A: 2018 should be another robust year in the Bay Area for real estate. San Francisco will continue to experience a strong demand for single-family homes, especially on the north side of town where there is an extreme lack of inventory. State-of-the-art homes will continue to command top dollar and prices per square foot due to the cost of construction skyrocketing and the process for permitting moving at a sloth-like pace, especially if you are going outside the envelope (original footprint) of the home. We do not expect the new tax laws to affect activity or values of Bay Area real estate. If Interest rates take a big-leap, it could affect the entry level buyer.
New pockets of neighborhoods are developing all over the city and the Bay Area as prices continue to climb. Walkability and transportation are key factors adding to value. Both condominiums and single-family homes with great walk scores, close to coffee, restaurants, shopping, schools and transportation will see the strongest demand. San Francisco condominium buyers will have a wider range to select from due to many of the new condominium projects coming to market as reflected by the strong interest in Dog Patch as it becomes a destination neighborhood.
The Van Ness corridor is starting to develop micro-neighborhoods with new condominium projects being developed around the new CPMC complex and the Civic Center, these properties allow easy access to Polk, Union, and Chestnut streets as well as Hayes Valley. Sutro Heights and the Outer Sunset are drawing firsttime buyers who want a single-family home with a beach town feel and easy access to commercial areas.
Ana T. L. Dierkhising, Pacific Union Real Estate, (415) 264-6848, email@example.com; Val Steele, Pacific Union Real Estate, (415) 810-5234, firstname.lastname@example.org.
A: While it’s virtually impossible to predict what will happen in future housing and security markets, here’s a brief overview of what we know: According to the SP Case Schiller Price Index, since 1984, the San Francisco Bay Area housing market has experienced three full market cycles, with growth cycles averaging five to seven years: 1984-1990; 1995-2001; and 2002-2007.
Downturns averaged one to four years: 1991-1994, 2001, and 2008-2011. We are currently five years (2012-2017) into our fourth growth cycle since 1984. Our last downturn in 2008-2011 was the biggest downturn over the past 30 years, and our current price growth period is still below the price increases experienced during the 1984-1990 and 1995-2001 cycles. As we all know, during periods of expansion, the San Francisco market is driven by booming growth in the technology sector and the failure of housing supplies to keep up with seemingly insatiable demand.

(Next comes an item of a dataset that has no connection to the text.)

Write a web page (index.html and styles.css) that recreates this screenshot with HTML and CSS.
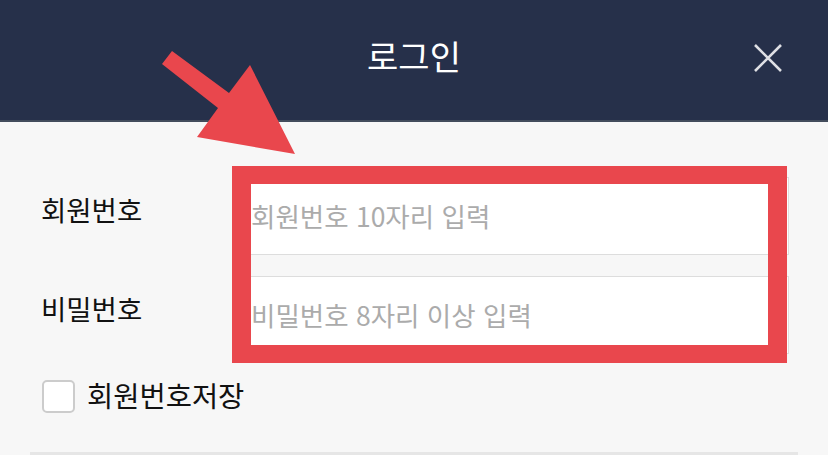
FILE: index.html
```html
<!DOCTYPE html>
<html lang="ko">
<head>
<meta charset="utf-8">
<title>로그인</title>
<link rel="stylesheet" href="styles.css">
</head>
<body>
<header class="top-bar">
  <div class="top-spacer"></div>
  <h1 class="top-title">로그인</h1>
  <button class="close-btn" type="button" aria-label="닫기">
    <svg width="30" height="30" viewBox="0 0 30 30"><path d="M2 2 L28 28 M28 2 L2 28" stroke="#dfe0e5" stroke-width="2.6" fill="none"/></svg>
  </button>
</header>
<main class="login-form">
  <div class="field-row">
    <label class="field-label" for="memberNo">회원번호</label>
    <input class="field-input" id="memberNo" type="text" placeholder="회원번호 10자리 입력">
  </div>
  <div class="field-row">
    <label class="field-label" for="memberPw">비밀번호</label>
    <input class="field-input" id="memberPw" type="password" placeholder="비밀번호 8자리 이상 입력">
  </div>
  <label class="save-row">
    <span class="checkbox"></span>
    <span class="save-text">회원번호저장</span>
  </label>
</main>
<div class="divider"></div>
<div class="callout-box"></div>
<svg class="callout-arrow" width="828" height="200" viewBox="0 0 828 200">
  <polygon points="172,51 229,93 250,65 295,154 197,137 218,108 162,64" fill="#e9474d"/>
</svg>
</body>
</html>
```

FILE: styles.css
```css
* { box-sizing: border-box; }
html, body {
  margin: 0;
  padding: 0;
  background: #f7f7f7;
  font-family: "Noto Sans CJK KR", "Noto Sans", sans-serif;
  overflow: hidden;
}
.top-bar {
  height: 122px;
  background: #26304a;
  border-bottom: 2px solid #434c5c;
  display: grid;
  grid-template-columns: 1fr auto 1fr;
  align-items: center;
}
.top-title {
  margin: 0;
  padding-bottom: 8px;
  font-size: 34px;
  font-weight: 400;
  line-height: 1;
  color: #ffffff;
}
.close-btn {
  justify-self: end;
  margin-right: 45px;
  margin-bottom: 4px;
  padding: 0;
  border: 0;
  background: transparent;
  width: 30px;
  height: 30px;
}
.close-btn svg { display: block; }
.login-form {
  padding: 55px 39px 0 41px;
}
.field-row {
  display: flex;
  align-items: flex-start;
  margin-bottom: 21px;
}
.field-row + .field-row { margin-bottom: 0; }
.field-label {
  width: 199px;
  flex: none;
  padding-top: 16px;
  font-size: 27.5px;
  line-height: 1.2;
  color: #111;
}
.field-input {
  flex: 1;
  height: 78px;
  border: 1px solid #dddddd;
  background: #fff;
  padding: 0 0 2px 10px;
  font-family: "Noto Sans CJK KR", "Noto Sans", sans-serif;
  font-size: 26.5px;
  color: #333;
  outline: none;
  border-radius: 0;
}
.field-input::placeholder { color: #ababab; }
.save-row {
  display: flex;
  align-items: center;
  height: 33px;
  margin-top: 26px;
  margin-left: 1px;
  gap: 12px;
}
.checkbox {
  width: 33px;
  height: 33px;
  border: 2px solid #cccccc;
  border-radius: 5px;
  background: #fff;
}
.save-text {
  font-size: 28.5px;
  line-height: 33px;
  color: #111;
  padding-bottom: 5px;
}
.divider {
  margin: 39px 30px 0;
  height: 3px;
  background: #e6e6e6;
}
.callout-box {
  position: absolute;
  left: 232px;
  top: 166px;
  width: 555px;
  height: 197px;
  border-style: solid;
  border-color: #e9474d;
  border-width: 18px 19px;
}
.callout-arrow {
  position: absolute;
  left: 0;
  top: 0;
}
```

My sense is that we will experience more moderate growth and price increases in 2018 when compared to 2017. The first half of 2018 will likely be driven by buyers in the market for homes below $3.5 million, acting aggressively to take advantage of still-low interest rates and attractive financing options. With tax reform driving substantial growth in the financial markets in early 2018, many analysts believe it’s likely that the Federal Reserve will ramp up rate increases in the second half of 2018. Although the San Francisco housing market is less sensitive to interest rate increases than most other markets, my sense is that this dynamic will slow price growth in San Francisco during the second half of 2018.
Dean Badessa, Sotheby’s International Realty, (415) 474-5140, email@example.com.
A: As we start 2018, many of my client conversations revolve around buyers concerns about rising interest rates and the new tax plan.
The expectation is that buyers will have to spend more to own a house, which in turn, will drive down home prices. I don’t expect that these factors will have as much of an impact on home prices here as they would in other markets.
In the East Bay, we are still seeing record prices. Lack of homes for sale and strong buyer demand could overshadow the new tax implications and rising interest rates, and keep home prices high.
Though we all have our opinions, no one can tell you what the future may hold. If you’re planning on buying a home and living there for the long-term, you won’t be able to guess what the market will do next. Decide where you want to live, what you can afford, and then go for it.